** Data section **

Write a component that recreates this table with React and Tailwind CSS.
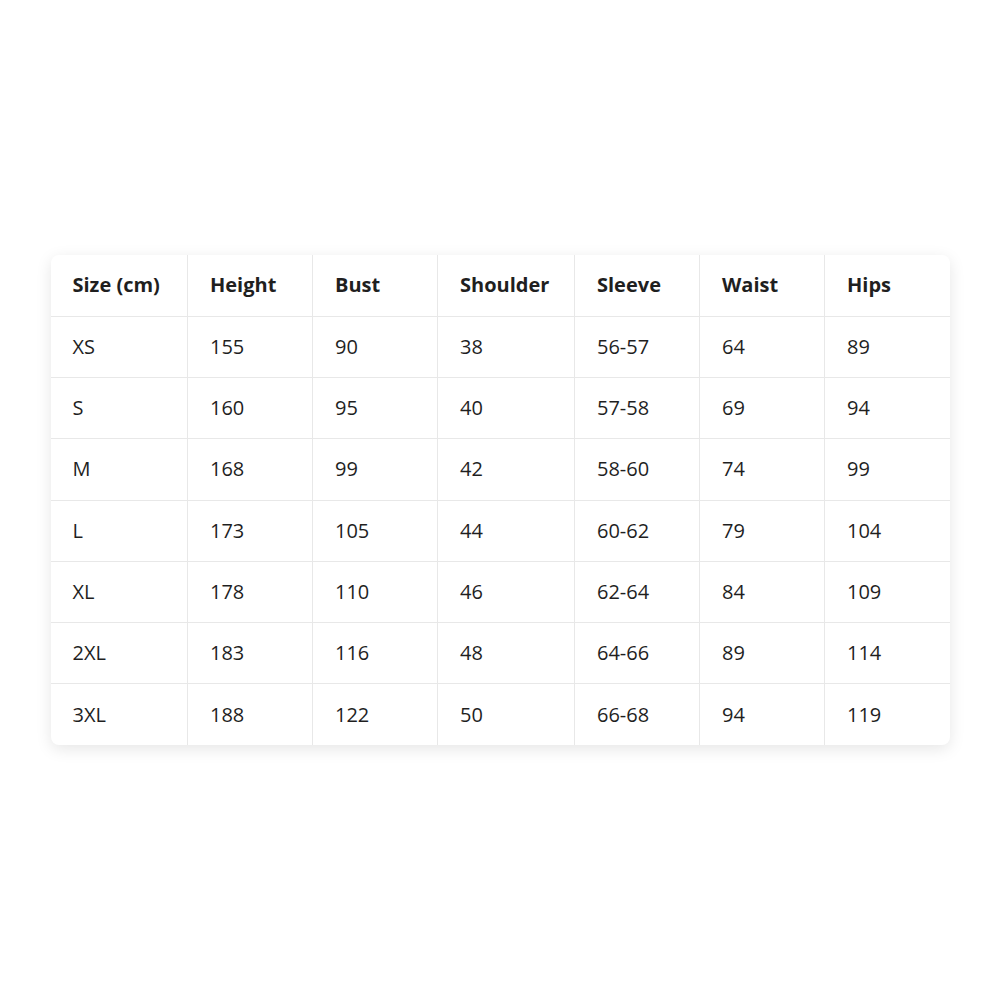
const headers = ['Size (cm)', 'Height', 'Bust', 'Shoulder', 'Sleeve', 'Waist', 'Hips'];
const widths = ['w-[137px]', 'w-[125px]', 'w-[125px]', 'w-[137px]', 'w-[125px]', 'w-[125px]', 'w-[125px]'];

const rows = [
    ['XS', '155', '90', '38', '56-57', '64', '89'],
    ['S', '160', '95', '40', '57-58', '69', '94'],
    ['M', '168', '99', '42', '58-60', '74', '99'],
    ['L', '173', '105', '44', '60-62', '79', '104'],
    ['XL', '178', '110', '46', '62-64', '84', '109'],
    ['2XL', '183', '116', '48', '64-66', '89', '114'],
    ['3XL', '188', '122', '50', '66-68', '94', '119'],
];

export default function App() {
    return (
        <div className="min-h-screen bg-white flex items-center justify-center" style={{ fontFamily: '"Open Sans", "Noto Sans", sans-serif' }}>
            <div className="w-[899px] bg-white rounded-lg overflow-hidden shadow-[0_4px_16px_rgba(0,0,0,0.1)]">
                <table className="w-full table-fixed border-collapse text-[20px] text-[#1f1f1f]">
                    <thead>
                        <tr className="h-[61.25px]">
                            {headers.map((h, i) => (
                                <th
                                    key={h}
                                    className={`${widths[i]} text-left font-bold pl-[22px] border-b border-[#e8e8e8] ${i > 0 ? 'border-l' : ''}`}
                                >
                                    {h}
                                </th>
                            ))}
                        </tr>
                    </thead>
                    <tbody>
                        {rows.map((row, r) => (
                            <tr key={row[0]} className="h-[61.25px]">
                                {row.map((cell, i) => (
                                    <td
                                        key={i}
                                        className={`pl-[22px] border-[#e8e8e8] ${r < rows.length - 1 ? 'border-b' : ''} ${i > 0 ? 'border-l' : ''}`}
                                    >
                                        {cell}
                                    </td>
                                ))}
                            </tr>
                        ))}
                    </tbody>
                </table>
            </div>
        </div>
    );
}
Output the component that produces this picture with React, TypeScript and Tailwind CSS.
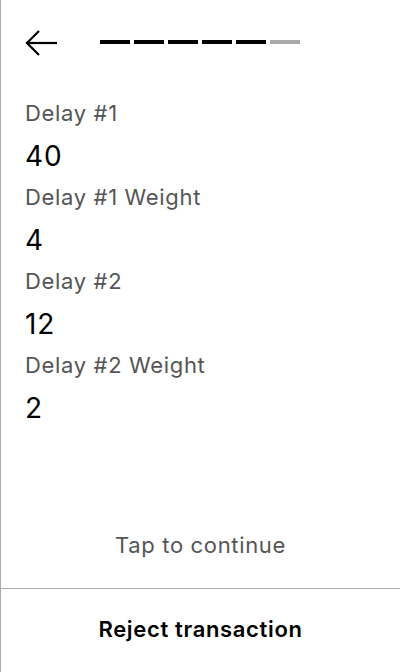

** Task description **
Reproduce every entry word for word, but skip any pictures.

** The answer **
Write a component that recreates this table with React and Tailwind CSS.
const headers = ['Size (cm)', 'Height', 'Bust', 'Shoulder', 'Sleeve', 'Waist', 'Hips'];
const widths = ['w-[137px]', 'w-[125px]', 'w-[125px]', 'w-[137px]', 'w-[125px]', 'w-[125px]', 'w-[125px]'];

const rows = [
    ['XS', '155', '90', '38', '56-57', '64', '89'],
    ['S', '160', '95', '40', '57-58', '69', '94'],
    ['M', '168', '99', '42', '58-60', '74', '99'],
    ['L', '173', '105', '44', '60-62', '79', '104'],
    ['XL', '178', '110', '46', '62-64', '84', '109'],
    ['2XL', '183', '116', '48', '64-66', '89', '114'],
    ['3XL', '188', '122', '50', '66-68', '94', '119'],
];

export default function App() {
    return (
        <div className="min-h-screen bg-white flex items-center justify-center" style={{ fontFamily: '"Open Sans", "Noto Sans", sans-serif' }}>
            <div className="w-[899px] bg-white rounded-lg overflow-hidden shadow-[0_4px_16px_rgba(0,0,0,0.1)]">
                <table className="w-full table-fixed border-collapse text-[20px] text-[#1f1f1f]">
                    <thead>
                        <tr className="h-[61.25px]">
                            {headers.map((h, i) => (
                                <th
                                    key={h}
                                    className={`${widths[i]} text-left font-bold pl-[22px] border-b border-[#e8e8e8] ${i > 0 ? 'border-l' : ''}`}
                                >
                                    {h}
                                </th>
                            ))}
                        </tr>
                    </thead>
                    <tbody>
                        {rows.map((row, r) => (
                            <tr key={row[0]} className="h-[61.25px]">
                                {row.map((cell, i) => (
                                    <td
                                        key={i}
                                        className={`pl-[22px] border-[#e8e8e8] ${r < rows.length - 1 ? 'border-b' : ''} ${i > 0 ? 'border-l' : ''}`}
                                    >
                                        {cell}
                                    </td>
                                ))}
                            </tr>
                        ))}
                    </tbody>
                </table>
            </div>
        </div>
    );
}
Output the component that produces this picture with React, TypeScript and Tailwind CSS.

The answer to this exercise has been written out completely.